Code that builds pages
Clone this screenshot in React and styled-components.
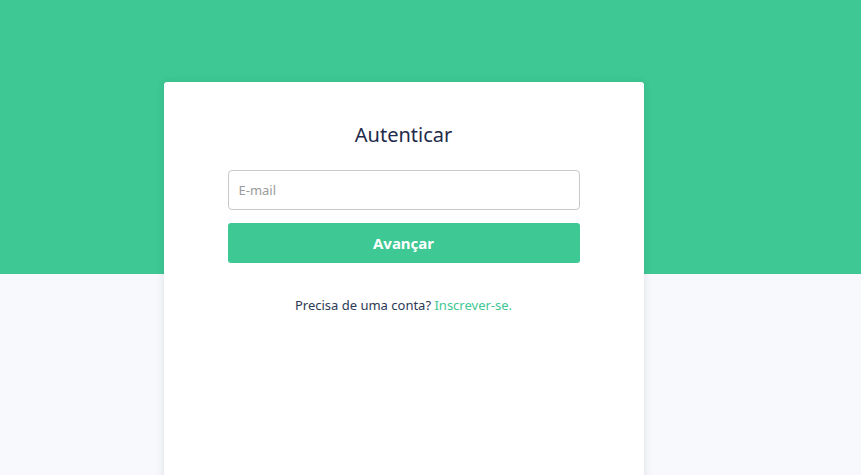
import React from "react";
import styled, { createGlobalStyle } from "styled-components";

const GlobalStyle = createGlobalStyle`
  html, body {
    margin: 0;
    padding: 0;
    background: #f8f9fc;
    font-family: "Noto Sans", "Open Sans", sans-serif;
  }
`;

const Page = styled.div`
  height: 475px;
  overflow: hidden;
`;

const Banner = styled.div`
  height: 274px;
  background-color: #3dc894;
`;

const Wrapper = styled.div`
  display: flex;
  justify-content: center;
  margin-top: -192px;
  padding-right: 54px;
`;

const Card = styled.div`
  width: 480px;
  height: 420px;
  background: #fff;
  border-radius: 3px;
  box-shadow: 0 1px 8px rgba(30, 40, 70, 0.12);
  padding: 38px 64px 40px;
  box-sizing: border-box;
  display: flex;
  flex-direction: column;
`;

const Title = styled.h1`
  margin: 0 0 20px;
  font-size: 20px;
  font-weight: 400;
  color: #1e2b4a;
  text-align: center;
  line-height: 30px;
`;

const Input = styled.input`
  height: 40px;
  box-sizing: border-box;
  border: 1px solid #c9c9c9;
  border-radius: 4px;
  padding: 0 10px;
  font-family: inherit;
  font-size: 13px;
  color: #333;
  outline: none;

  &::placeholder {
    color: #9a9a9a;
  }
`;

const Button = styled.button`
  margin-top: 13px;
  height: 40px;
  border: none;
  border-radius: 3px;
  background: #3dc894;
  color: #fff;
  font-family: inherit;
  font-size: 15px;
  font-weight: 700;
  cursor: pointer;
`;

const Footer = styled.p`
  margin: 33px 0 0;
  text-align: center;
  font-size: 13px;
  color: #2c3a55;
`;

const Link = styled.a`
  color: #3dc894;
  text-decoration: none;
`;

export default function App() {
  return (
    <Page>
      <GlobalStyle />
      <Banner />
      <Wrapper>
        <Card>
          <Title>Autenticar</Title>
          <Input type="email" placeholder="E-mail" />
          <Button>Avançar</Button>
          <Footer>
            Precisa de uma conta? <Link href="#">Inscrever-se.</Link>
          </Footer>
        </Card>
      </Wrapper>
    </Page>
  );
}
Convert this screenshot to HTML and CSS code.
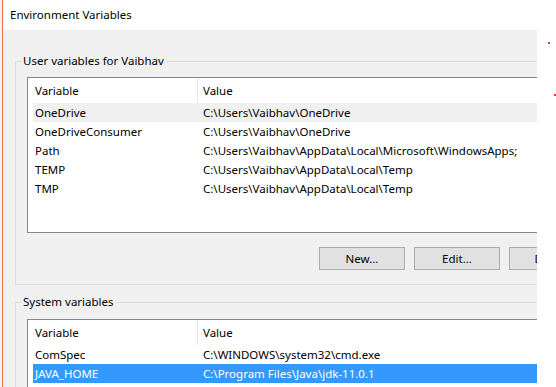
FILE: index.html
```html
<!DOCTYPE html>
<html lang="en">
<head>
  <meta charset="UTF-8">
  <meta name="viewport" content="width=device-width, initial-scale=1.0">
  <title>Environment Variables</title>
  <link rel="stylesheet" href="styles.css">
</head>
<body>
  <div class="edge"></div>
  <div class="window">
    <div class="titlebar">Environment Variables</div>
    <div class="dialog">
      <fieldset class="group">
        <legend>User variables for Vaibhav</legend>
        <div class="listbox user-list">
          <div class="list-head">
            <div class="head-cell first">Variable</div>
            <div class="head-cell">Value</div>
          </div>
          <div class="list-row hover"><span>OneDrive</span><span>C:\Users\Vaibhav\OneDrive</span></div>
          <div class="list-row"><span>OneDriveConsumer</span><span>C:\Users\Vaibhav\OneDrive</span></div>
          <div class="list-row"><span>Path</span><span>C:\Users\Vaibhav\AppData\Local\Microsoft\WindowsApps;</span></div>
          <div class="list-row"><span>TEMP</span><span>C:\Users\Vaibhav\AppData\Local\Temp</span></div>
          <div class="list-row"><span>TMP</span><span>C:\Users\Vaibhav\AppData\Local\Temp</span></div>
        </div>
        <div class="buttons">
          <button type="button">New...</button>
          <button type="button">Edit...</button>
          <button type="button">Delete</button>
        </div>
      </fieldset>
      <fieldset class="group system">
        <legend>System variables</legend>
        <div class="listbox">
          <div class="list-head">
            <div class="head-cell first">Variable</div>
            <div class="head-cell">Value</div>
          </div>
          <div class="list-row"><span>ComSpec</span><span>C:\WINDOWS\system32\cmd.exe</span></div>
          <div class="list-row selected"><span>JAVA_HOME</span><span>C:\Program Files\Java\jdk-11.0.1</span></div>
        </div>
      </fieldset>
    </div>
  </div>
  <span class="dot dot-a"></span>
  <span class="dot dot-b"></span>
</body>
</html>
```

FILE: styles.css
```css
* {
  box-sizing: border-box;
}

body {
  margin: 0;
  width: 556px;
  height: 387px;
  overflow: hidden;
  background-color: #fff;
  font-family: "Noto Sans", "Open Sans", sans-serif;
  font-size: 11.5px;
  color: #000;
  display: flex;
  position: relative;
}

.edge {
  width: 2px;
  flex-shrink: 0;
  background-color: #f2f2f2;
}

.window {
  width: 535px;
  flex-shrink: 0;
  border-left: 1px solid #e9743f;
  overflow: hidden;
  display: flex;
  flex-direction: column;
}

.titlebar {
  height: 30px;
  flex-shrink: 0;
  padding-left: 7px;
  line-height: 30px;
  background-color: #fff;
}

.dialog {
  flex: 1;
  width: 605px;
  flex-shrink: 0;
  padding: 23px 12px 0;
  background-color: #f0f0f0;
}

.group {
  margin: 0;
  padding: 0 0 14px 5px;
  border: 1px solid #dcdcdc;
}

.group legend {
  padding: 0 2px;
  line-height: 16px;
}

.group.system {
  margin-top: 9px;
  padding-bottom: 0;
}

.listbox {
  margin: 8px 0 0 6px;
  border: 1px solid #828790;
  background-color: #fff;
  overflow: hidden;
}

.user-list {
  height: 156px;
}

.system .listbox {
  margin-top: 9px;
  height: 120px;
}

.list-head {
  display: grid;
  grid-template-columns: 170px 1fr;
  height: 25px;
  line-height: 25px;
}

.head-cell {
  padding-left: 5px;
}

.head-cell.first {
  padding-left: 7px;
  border-right: 1px solid #e5e5e5;
}

.list-row {
  display: grid;
  grid-template-columns: 164px 1fr;
  margin-left: 5px;
  height: 19px;
  line-height: 19px;
  white-space: nowrap;
}

.list-row span {
  padding-left: 2px;
}

.list-row span + span {
  padding-left: 6px;
}

.list-row.hover {
  background-color: #f0f0f0;
}

.list-row.selected {
  background-color: #3399ff;
  color: #fff;
}

.buttons {
  display: flex;
  justify-content: flex-end;
  gap: 9px;
  margin-top: 14px;
}

.buttons button {
  width: 86px;
  height: 23px;
  padding: 0;
  border: 1px solid #adadad;
  background-color: #e1e1e1;
  font-family: inherit;
  font-size: 11.5px;
  color: #000;
}

.dot {
  position: absolute;
  width: 2px;
  height: 2px;
  background-color: #e4323a;
}

.dot-a {
  left: 548px;
  top: 42px;
}

.dot-b {
  left: 554px;
  top: 94px;
}
```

## Exercise prompt
The records are above. How many lines in them contain the word "screenshot"? Give the number alone.

## Expected answer
2